BEGIN DATA LISTING
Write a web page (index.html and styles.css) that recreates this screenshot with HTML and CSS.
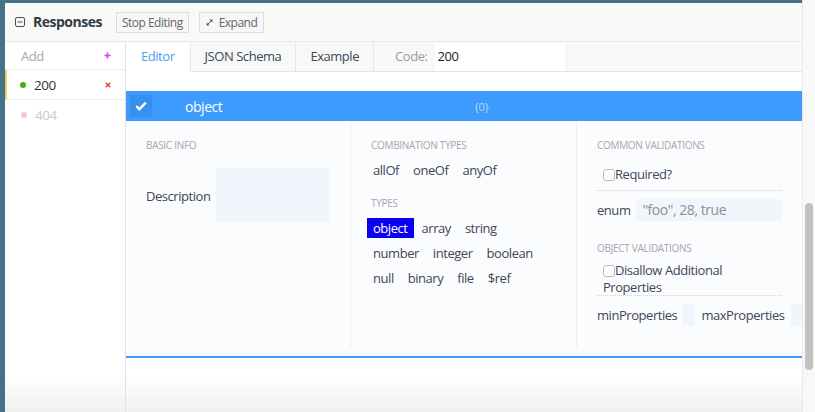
FILE: index.html
```html
<!DOCTYPE html>
<html lang="en">
<head>
<meta charset="utf-8">
<title>Responses</title>
<link rel="stylesheet" href="styles.css">
</head>
<body>
<div class="app">
  <div class="frame">
    <div class="panel">
      <header class="head">
        <svg class="collapse" width="10" height="10" viewBox="0 0 10 10"><rect x="0.5" y="0.5" width="9" height="9" rx="1.6" fill="none" stroke="#4a4a4a" stroke-width="1"/><line x1="2.5" y1="5" x2="7.5" y2="5" stroke="#4a4a4a" stroke-width="1"/></svg>
        <h2 class="title">Responses</h2>
        <button class="btn">Stop Editing</button>
        <button class="btn btn-expand"><svg class="expand-icon" width="7" height="7" viewBox="0 0 7 7"><line x1="1.2" y1="5.8" x2="5.8" y2="1.2" stroke="#555" stroke-width="1"/><path d="M3.4 0.6 H6.4 V3.6 Z" fill="#555"/><path d="M0.6 3.4 V6.4 H3.6 Z" fill="#555"/></svg>Expand</button>
      </header>
      <div class="body">
        <aside class="side">
          <div class="row row-add">
            <span class="add-label">Add</span>
            <svg class="plus" width="7" height="7" viewBox="0 0 7 7"><line x1="3.5" y1="0.5" x2="3.5" y2="6.5" stroke="#e33ef4" stroke-width="1.6"/><line x1="0.5" y1="3.5" x2="6.5" y2="3.5" stroke="#e33ef4" stroke-width="1.6"/></svg>
          </div>
          <div class="row row-active">
            <span class="dot dot-ok"></span>
            <span class="code">200</span>
            <span class="del"><svg width="6" height="6" viewBox="0 0 6 6"><line x1="0.8" y1="0.8" x2="5.2" y2="5.2" stroke="#e5463f" stroke-width="1.5"/><line x1="5.2" y1="0.8" x2="0.8" y2="5.2" stroke="#e5463f" stroke-width="1.5"/></svg></span>
          </div>
          <div class="row row-muted">
            <span class="dot dot-err"></span>
            <span class="code">404</span>
          </div>
        </aside>
        <section class="main">
          <nav class="tabs">
            <div class="tab tab-active">Editor</div>
            <div class="tab">JSON Schema</div>
            <div class="tab">Example</div>
            <div class="code-field"><span class="code-label">Code:</span><span class="code-input">200</span></div>
            <div class="tabs-fill"></div>
          </nav>
          <div class="schema">
            <div class="bar">
              <span class="bar-check"><svg width="12" height="10" viewBox="0 0 12 10"><path d="M1.3 5.2 L4.4 8.2 L10.8 1.6" fill="none" stroke="#fff" stroke-width="2.4" stroke-linejoin="miter"/></svg></span>
              <span class="bar-type">object</span>
              <span class="bar-count">{0}</span>
            </div>
            <div class="cols">
              <div class="col">
                <h3 class="sec">BASIC INFO</h3>
                <div class="desc-row">
                  <span class="lbl">Description</span>
                  <span class="desc-input"></span>
                </div>
              </div>
              <div class="col col-mid">
                <h3 class="sec">COMBINATION TYPES</h3>
                <div class="items items-comb">
                  <span class="item">allOf</span><span class="item">oneOf</span><span class="item">anyOf</span>
                </div>
                <h3 class="sec sec-types">TYPES</h3>
                <div class="types">
                  <div class="items"><span class="item item-on">object</span><span class="item">array</span><span class="item">string</span></div>
                  <div class="items"><span class="item">number</span><span class="item">integer</span><span class="item">boolean</span></div>
                  <div class="items"><span class="item">null</span><span class="item">binary</span><span class="item">file</span><span class="item">$ref</span></div>
                </div>
              </div>
              <div class="col col-right">
                <h3 class="sec">COMMON VALIDATIONS</h3>
                <div class="check-line check-required"><span class="box"></span>Required?</div>
                <div class="field-row field-enum">
                  <span class="lbl">enum</span>
                  <span class="enum-input">"foo", 28, true</span>
                </div>
                <h3 class="sec sec-obj">OBJECT VALIDATIONS</h3>
                <div class="check-line check-disallow"><span class="box"></span>Disallow Additional Properties</div>
                <div class="field-row field-props">
                  <span class="lbl">minProperties</span>
                  <span class="mini-input"></span>
                  <span class="lbl">maxProperties</span>
                  <span class="mini-input"></span>
                </div>
              </div>
            </div>
          </div>
        </section>
      </div>
    </div>
  </div>
  <div class="track"><div class="thumb"></div></div>
</div>
</body>
</html>
```

FILE: styles.css
```css
* { box-sizing: border-box; }

html, body {
  margin: 0;
  height: 412px;
  overflow: hidden;
}

body {
  background: #44728b;
  font-family: "Open Sans", "Noto Sans", sans-serif;
  font-size: 13px;
  letter-spacing: -0.45px;
  color: #3f4656;
}

.app {
  display: flex;
  height: 412px;
}

.frame {
  flex: 0 0 802px;
  padding: 3px 0 0 5px;
}

.panel {
  height: 409px;
  background: #fff;
  display: flex;
  flex-direction: column;
  overflow: hidden;
}

/* header */
.head {
  flex: 0 0 39px;
  display: flex;
  align-items: center;
  padding-left: 10px;
  background: #f9f9f9;
  border-bottom: 1px solid #e6e6e6;
}

.collapse {
  display: block;
  margin-right: 8px;
}

.title {
  margin: 0 14px 0 0;
  font-size: 14px;
  font-weight: 700;
  letter-spacing: -0.5px;
  color: #333a44;
  line-height: 18px;
}

.btn {
  height: 21px;
  display: flex;
  align-items: center;
  padding: 0 5px;
  margin: 0 10px 0 0;
  border: 1px solid #dddddd;
  background: #f7f7f7;
  font-family: "Open Sans", "Noto Sans", sans-serif;
  font-size: 12px;
  letter-spacing: -0.5px;
  color: #666;
  line-height: 19px;
}

.btn-expand {
  padding: 0 6px;
}

.expand-icon {
  display: block;
  margin-right: 6px;
}

/* body */
.body {
  flex: 1;
  display: flex;
  min-height: 0;
  background: linear-gradient(to bottom, #fff calc(100% - 36px), #f0f0f0 100%);
}

.side {
  flex: 0 0 121px;
  border-right: 1px solid #e1e1e1;
}

.row {
  display: flex;
  align-items: center;
  height: 30px;
  border-bottom: 1px solid #ededed;
  padding: 0 10px 0 16px;
}

.row-add {
  height: 28px;
  padding-right: 14px;
}

.add-label {
  flex: 1;
  color: #a9a9a9;
}

.plus { display: block; }

.row-active {
  border-left: 2px solid #f6cd55;
  padding-left: 13px;
}

.row-muted {
  border-bottom: none;
}

.dot {
  width: 6px;
  height: 6px;
  border-radius: 50%;
  margin-right: 8px;
}

.dot-ok { background: #4cad19; }
.dot-err { background: #f6c8c8; }

.code {
  flex: 1;
  font-size: 13.5px;
  color: #333;
}

.row-muted .code { color: #c9c9c9; }

.del {
  width: 14px;
  height: 10px;
  display: flex;
  align-items: center;
  justify-content: center;
  background: #fff;
}

.del svg { display: block; }

/* main */
.main {
  flex: 1;
  display: flex;
  flex-direction: column;
  min-width: 0;
}

.tabs {
  display: flex;
  height: 30px;
  flex: 0 0 30px;
}

.tab {
  padding: 0 14px;
  line-height: 29px;
  background: #f7f8f8;
  border-left: 1px solid #e6e6e6;
  border-bottom: 1px solid #e4e4e4;
  color: #3f4656;
  font-size: 13px;
}

.tab-active {
  padding: 0 15px;
  background: #fff;
  border-left: none;
  border-bottom-color: #fff;
  color: #4a9eef;
}

.code-field {
  display: flex;
  align-items: stretch;
  padding-left: 21px;
  background: #f7f8f8;
  border-left: 1px solid #e6e6e6;
  border-bottom: 1px solid #e4e4e4;
}

.code-label {
  line-height: 28px;
  color: #9b9b9b;
  margin-right: 7px;
}

.code-input {
  width: 130px;
  background: #fff;
  padding-left: 3px;
  line-height: 28px;
  color: #222;
}

.tabs-fill {
  flex: 1;
  background: #f7f8f8;
  border-bottom: 1px solid #e4e4e4;
  border-top: 1px solid #fcfcfc;
}

/* schema editor */
.schema {
  margin-top: 19px;
  background: #fbfcfe;
  padding-bottom: 8px;
  border-bottom: 2px solid #3f9cf8;
}

.bar {
  height: 30px;
  display: flex;
  align-items: center;
  padding-left: 4px;
  background: #3d9bfd;
}

.bar-check {
  width: 22px;
  height: 22px;
  display: flex;
  align-items: center;
  justify-content: center;
  background: #3890ee;
}

.bar-check svg { display: block; }

.bar-type {
  margin-left: 33px;
  font-size: 14px;
  color: #fff;
}

.bar-count {
  margin-left: 252px;
  font-size: 11px;
  letter-spacing: 0;
  color: #b7d9ff;
}

.cols {
  display: grid;
  grid-template-columns: 224px 1fr 1fr;
  height: 227px;
  overflow: hidden;
}

.col {
  padding: 18px 20px 0 20px;
  min-width: 0;
}

.col-mid, .col-right {
  border-left: 1px solid #eceef1;
}

.sec {
  margin: 0;
  font-size: 10px;
  letter-spacing: -0.3px;
  font-weight: 400;
  line-height: 13px;
  color: #a3a7ae;
  white-space: nowrap;
}

.desc-row {
  display: flex;
  align-items: center;
  margin-top: 16px;
}

.lbl {
  white-space: nowrap;
  flex-shrink: 0;
  color: #3f4656;
}

.desc-row .lbl { margin-right: 6px; }

.desc-input {
  width: 115px;
  height: 55px;
  background: #f1f6fd;
}

.items {
  display: flex;
  gap: 2px;
  margin-left: -4px;
}

.items-comb { margin-top: 8px; }

.item {
  height: 20px;
  line-height: 20px;
  padding: 0 6px;
  white-space: nowrap;
}

.item-on {
  background: #0b00f2;
  color: #fff;
}

.sec-types { margin-top: 17px; }

.types {
  display: flex;
  flex-direction: column;
  gap: 5px;
  margin-top: 8px;
}

.check-line {
  padding-left: 6px;
  line-height: 16.5px;
  border-bottom: 1px dotted #cfd2d6;
}

.box {
  display: inline-block;
  width: 12px;
  height: 12px;
  border: 1px solid #b9b9b9;
  border-radius: 3px;
  background: #fff;
  vertical-align: -2px;
}

.check-required {
  margin-top: 14px;
  padding-bottom: 7px;
  line-height: 17px;
}

.check-disallow {
  margin-top: 7px;
}

.field-row {
  display: flex;
  align-items: center;
  margin-top: 8px;
}

.field-enum .lbl { margin-right: 6px; }

.enum-input {
  flex: 1;
  height: 22px;
  line-height: 22px;
  padding-left: 6px;
  background: #f1f6fd;
  font-size: 14px;
  color: #8b9099;
  white-space: nowrap;
}

.sec-obj { margin-top: 21px; }

.field-props {
  height: 22px;
}

.mini-input {
  flex: 0 0 12px;
  height: 22px;
  margin: 0 6px;
  background: #f1f6fd;
}

/* scrollbar */
.track {
  flex: 1;
  background: #f8f8f8;
  border-left: 1px solid #e9e9e9;
  padding-top: 203px;
  display: flex;
  justify-content: center;
  align-items: flex-start;
}

.thumb {
  width: 8px;
  height: 167px;
  border-radius: 4px;
  background: #c2c2c2;
}
```
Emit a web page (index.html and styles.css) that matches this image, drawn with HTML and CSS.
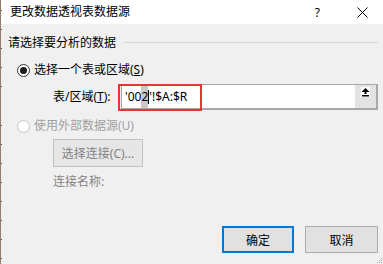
FILE: index.html
```html
<!DOCTYPE html>
<html>
  <head>
    <title>更改数据透视表数据源</title>
    <link rel="stylesheet" href="styles.css">
  </head>
  <body>
    <div class="window">
      <div class="ticks"></div>
      <div class="dialog">
        <div class="titlebar">
          <span class="title">更改数据透视表数据源</span>
          <span class="help">?</span>
          <svg class="close" width="11" height="11" viewBox="0 0 11 11">
            <path d="M0.5 0.5 L10.5 10.5 M10.5 0.5 L0.5 10.5" stroke="#000" stroke-width="1" fill="none"/>
          </svg>
        </div>

        <div class="content">
          <div class="group-head">
            <span>请选择要分析的数据</span>
            <span class="rule"></span>
          </div>

          <div class="option">
            <span class="radio checked"></span>
            <span>选择一个表或区域(<u>S</u>)</span>
          </div>

          <div class="range-row">
            <span class="range-label">表/区域(<u>T</u>):</span>
            <div class="range-box">
              <div class="range-input">'00<span class="sel">2</span><span class="caret"></span>'!$A:$R</div>
              <div class="collapse">
                <span class="collapse-icon">
                  <svg width="9" height="10" viewBox="0 0 9 10">
                    <path d="M0.5 5 L4.5 1 L8.5 5 Z" fill="#000"/>
                    <rect x="3.5" y="4.5" width="2" height="2.5" fill="#000"/>
                    <rect x="1" y="8" width="7" height="1.5" fill="#000"/>
                  </svg>
                </span>
              </div>
              <div class="mark"></div>
            </div>
          </div>

          <div class="option disabled">
            <span class="radio"></span>
            <span>使用外部数据源(U)</span>
          </div>

          <div class="sub">
            <button class="btn btn-disabled">选择连接(C)...</button>
            <div class="conn-name">连接名称:</div>
          </div>

          <div class="footer">
            <button class="btn btn-default">确定</button>
            <button class="btn">取消</button>
          </div>

          <svg class="grip" width="7" height="7" viewBox="0 0 7 7">
            <rect x="5" y="1" width="1" height="1" fill="#a0a0a0"/>
            <rect x="3" y="3" width="1" height="1" fill="#a0a0a0"/>
            <rect x="5" y="3" width="1" height="1" fill="#a0a0a0"/>
            <rect x="1" y="5" width="1" height="1" fill="#a0a0a0"/>
            <rect x="3" y="5" width="1" height="1" fill="#a0a0a0"/>
            <rect x="5" y="5" width="1" height="1" fill="#a0a0a0"/>
          </svg>
        </div>
      </div>
    </div>
  </body>
</html>
```

FILE: styles.css
```css
/* Page reset */
body {
  margin: 0;
  font-family: "Noto Sans", "Noto Sans CJK SC", sans-serif;
  font-size: 12px;
  color: #000;
}

/* Outer window with the sheet edge on the left */
.window {
  position: relative;
  width: 383px;
  height: 264px;
  display: flex;
  border-left: 1px solid #8e8163;
  box-sizing: border-box;
  overflow: hidden;
}

/* Row ticks of the sheet behind the dialog */
.ticks {
  position: absolute;
  left: 0;
  top: 0;
  width: 1px;
  height: 100%;
  background: repeating-linear-gradient(to bottom, transparent 0 10px, #4a4a4a 10px 11px, transparent 11px 19.1px);
  z-index: 2;
}

.dialog {
  flex: 1;
  display: flex;
  flex-direction: column;
}

/* Title bar */
.titlebar {
  height: 24px;
  background: #fff;
  display: flex;
  align-items: center;
  padding-left: 9px;
}

.title {
  line-height: 16px;
}

.help {
  margin-left: auto;
  margin-right: 37px;
  font-size: 12px;
}

.close {
  margin-right: 15px;
}

/* Main body */
.content {
  position: relative;
  flex: 1;
  background: #f0f0f0;
  padding: 11px 5px 11px 0;
  display: flex;
  flex-direction: column;
  line-height: 16px;
}

.group-head {
  display: flex;
  align-items: center;
  padding-left: 7px;
}

.rule {
  flex: 1;
  height: 1px;
  background: #d8d8d8;
  margin-left: 7px;
  margin-top: -2px;
}

/* Radio rows */
.option {
  display: flex;
  align-items: center;
  margin-top: 11px;
  padding-left: 16px;
}

.option.disabled {
  margin-top: 8px;
  color: #a0a0a0;
}

.radio {
  width: 13px;
  height: 13px;
  box-sizing: border-box;
  border: 1px solid #333;
  border-radius: 50%;
  background: #fff;
  margin-right: 4px;
  display: flex;
  align-items: center;
  justify-content: center;
}

.radio.checked::after {
  content: "";
  width: 7px;
  height: 7px;
  border-radius: 50%;
  background: #1a1a1a;
}

.option.disabled .radio {
  border-color: #c4c4c4;
}

/* Range input row */
.range-row {
  display: flex;
  align-items: center;
  margin-top: 6px;
  padding-left: 52px;
}

.range-label {
  width: 68px;
}

.range-box {
  position: relative;
  flex: 1;
  height: 26px;
  display: flex;
  box-sizing: border-box;
  border: 1px solid #a8a8a8;
  border-right-width: 2px;
  border-bottom-width: 2px;
  background: #fff;
}

.range-input {
  flex: 1;
  padding-left: 3px;
  line-height: 22px;
  display: flex;
  align-items: center;
}

.sel {
  background: #c8c8c8;
}

.caret {
  width: 1px;
  height: 14px;
  background: #000;
}

.collapse {
  width: 21px;
  background: #e3e3e3;
  display: flex;
  justify-content: center;
  padding-top: 2px;
}

.collapse-icon {
  width: 9px;
  height: 10px;
  background: #fff;
  display: flex;
  align-items: center;
  justify-content: center;
}

/* Red annotation box over the input */
.mark {
  position: absolute;
  left: -4px;
  top: -1px;
  width: 84px;
  height: 27px;
  box-sizing: border-box;
  border: 2px solid #e83434;
}

/* External source section */
.sub {
  padding-left: 52px;
}

.btn {
  font-family: inherit;
  font-size: 12px;
  color: #000;
  background: #e1e1e1;
  border: 1px solid #adadad;
  width: 73px;
  height: 27px;
  padding: 0;
}

.btn-disabled {
  margin-top: 5px;
  width: 90px;
  height: 28px;
  background: #e6e6e6;
  border-color: #c2c2c2;
  color: #838383;
}

.conn-name {
  margin-top: 7px;
  color: #838383;
}

/* Bottom buttons */
.footer {
  margin-top: auto;
  display: flex;
  justify-content: flex-end;
  gap: 11px;
  padding-right: 0;
}

.btn-default {
  width: 72px;
  border: 2px solid #0078d7;
}

.grip {
  position: absolute;
  right: 0;
  bottom: 0;
}
```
END DATA LISTING
— TASK DIRECTIONS —
Filter lines by "with" and return each hit.

— THE RESPONSE —
Write a web page (index.html and styles.css) that recreates this screenshot with HTML and CSS.
Emit a web page (index.html and styles.css) that matches this image, drawn with HTML and CSS.
/* Outer window with the sheet edge on the left */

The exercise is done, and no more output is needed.